Norovirus Vaccine

norovirus-vaccineThere are no current vaccines for Norovirus, the highly contagious virus that causes acute gastroenteritis, or sudden onset of vomiting and diarrhea. Infected individuals usually experience symptoms for a duration of one to three days and then get better. People infected with Norovirus are at risk of dehydration.  The illness can be particularly dangerous for children and elderly individuals. Approximately 21 million people contract Norovirus each year in the United States, and approximately 800 of those individuals die annually.

One of the reasons that Norovirus is particularly tricky to work with, is because there are many different strains of Norovirus. There are five types of Norovirus, but innumerable different forms of the virus. This means that you can contract Norovirus many different times throughout your life, even if you have had it before. This makes it difficult to create a vaccine that will target multiple forms of Norovirus.

There is, however, a vaccine in the works that has shown some promise. It is being produced by the Takeda Pharmaceutical Company of Osaka, Japan and was designed by doctors at the University of Cincinnati. The lead investigator on the project is  Dr. David Bernstein, MD, from the University of Cincinnati, in Ohio.

Dr. Bernstein, along with his co-workers, released a study in October 2013 showing that their new vaccine appeared to be effective in preventing the most common forms of norovirus. People who were vaccinated were half as likely to suffer symptoms of Norovirus as people who were not. This was tested when groups of vaccinated and non-vaccinated volunteers were given water that was laced with the virus.

The trial was relatively small, but Dr.  Bernstein and his coworkers plan to expand their trials in the future. The trial consisted of ninety eight  healthy adults who were each given two injections. Fifty participants were given two doses of the vaccine, while the other forty eight were given two doses of a placebo. One month after the injections, all of the participants drank water laced with norovirus. Approximately half of the individuals in each group became infected with norovirus, but the vaccinated individuals were significantly less likely to feel sick, show symptoms, or experience severe illness. This indicates that the vaccine does not prevent Norovirus infection, but can help ease some of the symptoms of that infection—specifically, vomiting and diarrhea.

Doctors are not yet sure as to the long-term effectiveness of this vaccine.

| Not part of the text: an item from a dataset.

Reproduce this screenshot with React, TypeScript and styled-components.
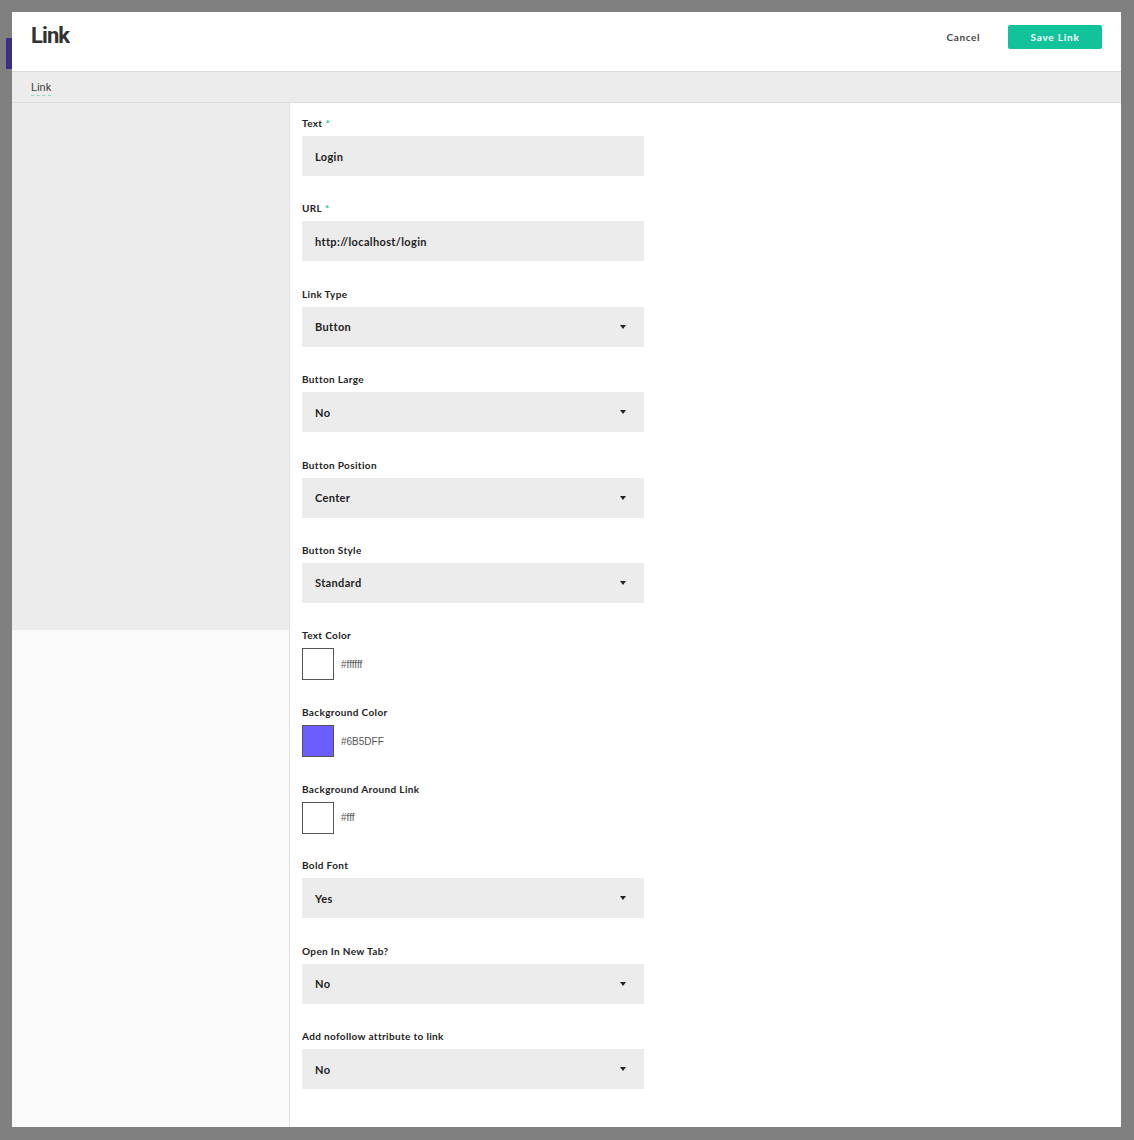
import styled, { createGlobalStyle } from "styled-components";

const GlobalStyle = createGlobalStyle`
  html, body {
    margin: 0;
    padding: 0;
    background: #808080;
  }
  * {
    box-sizing: border-box;
  }
`;

type SelectField = { kind: "select"; label: string; value: string; required?: boolean };
type TextField = { kind: "text"; label: string; value: string; required?: boolean };
type ColorField = { kind: "color"; label: string; value: string };
type Field = SelectField | TextField | ColorField;

const fields: Field[] = [
  { kind: "text", label: "Text", value: "Login", required: true },
  { kind: "text", label: "URL", value: "http://localhost/login", required: true },
  { kind: "select", label: "Link Type", value: "Button" },
  { kind: "select", label: "Button Large", value: "No" },
  { kind: "select", label: "Button Position", value: "Center" },
  { kind: "select", label: "Button Style", value: "Standard" },
  { kind: "color", label: "Text Color", value: "#ffffff" },
  { kind: "color", label: "Background Color", value: "#6B5DFF" },
  { kind: "color", label: "Background Around Link", value: "#fff" },
  { kind: "select", label: "Bold Font", value: "Yes" },
  { kind: "select", label: "Open In New Tab?", value: "No" },
  { kind: "select", label: "Add nofollow attribute to link", value: "No" },
];

const Backdrop = styled.div`
  position: relative;
  min-height: 1140px;
  padding: 12px 13px 13px 12px;
  background: #808080;
`;

// edge of the page sidebar peeking out behind the dialog
const PageEdge = styled.div`
  position: absolute;
  left: 6px;
  top: 38px;
  width: 6px;
  height: 31px;
  background: #3a2e86;
`;

const Modal = styled.div`
  display: flex;
  flex-direction: column;
  background: #fff;
  height: 1115px;
`;

const Header = styled.header`
  display: flex;
  align-items: flex-start;
  justify-content: space-between;
  height: 60px;
  padding: 13px 19px 0 19px;
  border-bottom: 1px solid #dcdcdc;
`;

const Title = styled.h1`
  margin: 0;
  font-family: Roboto, "Liberation Sans", sans-serif;
  font-size: 22px;
  line-height: 22px;
  font-weight: 700;
  letter-spacing: -0.9px;
  color: #333;
`;

const Actions = styled.div`
  display: flex;
  align-items: center;
  gap: 28px;
`;

const CancelButton = styled.button`
  border: 0;
  background: none;
  padding: 0;
  font-family: Lato, "Liberation Sans", sans-serif;
  font-size: 10px;
  font-weight: 700;
  letter-spacing: 0.6px;
  color: #444;
  cursor: pointer;
`;

const SaveButton = styled.button`
  width: 94px;
  height: 24px;
  border: 0;
  border-radius: 2px;
  background: #12c29b;
  color: #fff;
  font-family: Lato, "Liberation Sans", sans-serif;
  font-size: 10px;
  font-weight: 700;
  letter-spacing: 0.8px;
  cursor: pointer;
`;

const TabBar = styled.nav`
  display: flex;
  align-items: center;
  height: 31px;
  padding: 2px 19px 0;
  background: #ececec;
  border-bottom: 1px solid #dcdcdc;
`;

const Tab = styled.span`
  padding-bottom: 1px;
  font-family: Roboto, "Liberation Sans", sans-serif;
  font-size: 11px;
  color: #444;
  border-bottom: 1px dashed #8fd9c4;
`;

const Body = styled.div`
  flex: 1;
  display: flex;
  min-height: 0;
`;

const Sidebar = styled.aside`
  width: 278px;
  flex-shrink: 0;
  background: #fafafa;
  border-right: 1px solid #e2e2e2;
`;

const SidebarPanel = styled.div`
  height: 527px;
  background: #ececec;
`;

const Form = styled.form`
  flex: 1;
  padding: 14px 12px 0;
  display: flex;
  flex-direction: column;
`;

const FieldBlock = styled.div<{ $compact?: boolean }>`
  display: flex;
  flex-direction: column;
  gap: 6px;
  margin-bottom: ${(p) => (p.$compact ? "25.7px" : "26.4px")};
  width: 342px;
`;

const Label = styled.label`
  font-family: Lato, "Liberation Sans", sans-serif;
  font-size: 10px;
  font-weight: 700;
  line-height: 13px;
  letter-spacing: 0.35px;
  color: #222;
`;

const Required = styled.span`
  margin-left: 3px;
  color: #12c29b;
`;

const InputBox = styled.div`
  display: flex;
  align-items: center;
  justify-content: space-between;
  height: 40px;
  padding: 0 18px 0 13px;
  background: #ececec;
  font-family: Lato, "Liberation Sans", sans-serif;
  font-size: 11px;
  font-weight: 700;
  letter-spacing: 0.35px;
  color: #222;
`;

const Caret = styled.span`
  width: 0;
  height: 0;
  border-left: 3.5px solid transparent;
  border-right: 3.5px solid transparent;
  border-top: 4px solid #222;
`;

const ColorRow = styled.div`
  display: flex;
  align-items: center;
  gap: 7px;
`;

const Swatch = styled.span<{ $color: string }>`
  width: 32px;
  height: 32px;
  background: ${(p) => p.$color};
  border: 1px solid #555;
`;

const HexText = styled.span`
  font-family: "Liberation Sans Narrow", "Liberation Sans", sans-serif;
  font-size: 10px;
  color: #555;
`;

function FieldView({ field }: { field: Field }) {
  if (field.kind === "color") {
    return (
      <FieldBlock $compact>
        <Label>{field.label}</Label>
        <ColorRow>
          <Swatch $color={field.value} />
          <HexText>{field.value}</HexText>
        </ColorRow>
      </FieldBlock>
    );
  }
  return (
    <FieldBlock>
      <Label>
        {field.label}
        {field.required && <Required>*</Required>}
      </Label>
      <InputBox>
        <span>{field.value}</span>
        {field.kind === "select" && <Caret />}
      </InputBox>
    </FieldBlock>
  );
}

export default function App() {
  return (
    <>
      <GlobalStyle />
      <Backdrop>
        <PageEdge />
        <Modal>
          <Header>
            <Title>Link</Title>
            <Actions>
              <CancelButton>Cancel</CancelButton>
              <SaveButton>Save Link</SaveButton>
            </Actions>
          </Header>
          <TabBar>
            <Tab>Link</Tab>
          </TabBar>
          <Body>
            <Sidebar>
              <SidebarPanel />
            </Sidebar>
            <Form>
              {fields.map((f) => (
                <FieldView key={f.label} field={f} />
              ))}
            </Form>
          </Body>
        </Modal>
      </Backdrop>
    </>
  );
}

However, many medical professionals are hopeful about its potential usefulness. Some experts have argued that even if the vaccine cannot eliminate Norovirus completely or offer lifelong protection from infection, it may still be useful. It could, for example, be given to military personnel, healthcare professionals, and individuals who handle food and beverages in restaurants or cafeterias. It could even be given to individuals who are about to embark on a cruise, since a cruise ship is an environment in which Norovirus can spread quickly and infect many individuals. In addition, it could be given to children and elderly people, who are high-risk groups for complications from Norovirus infections.

I will keep this page updated as new information is released.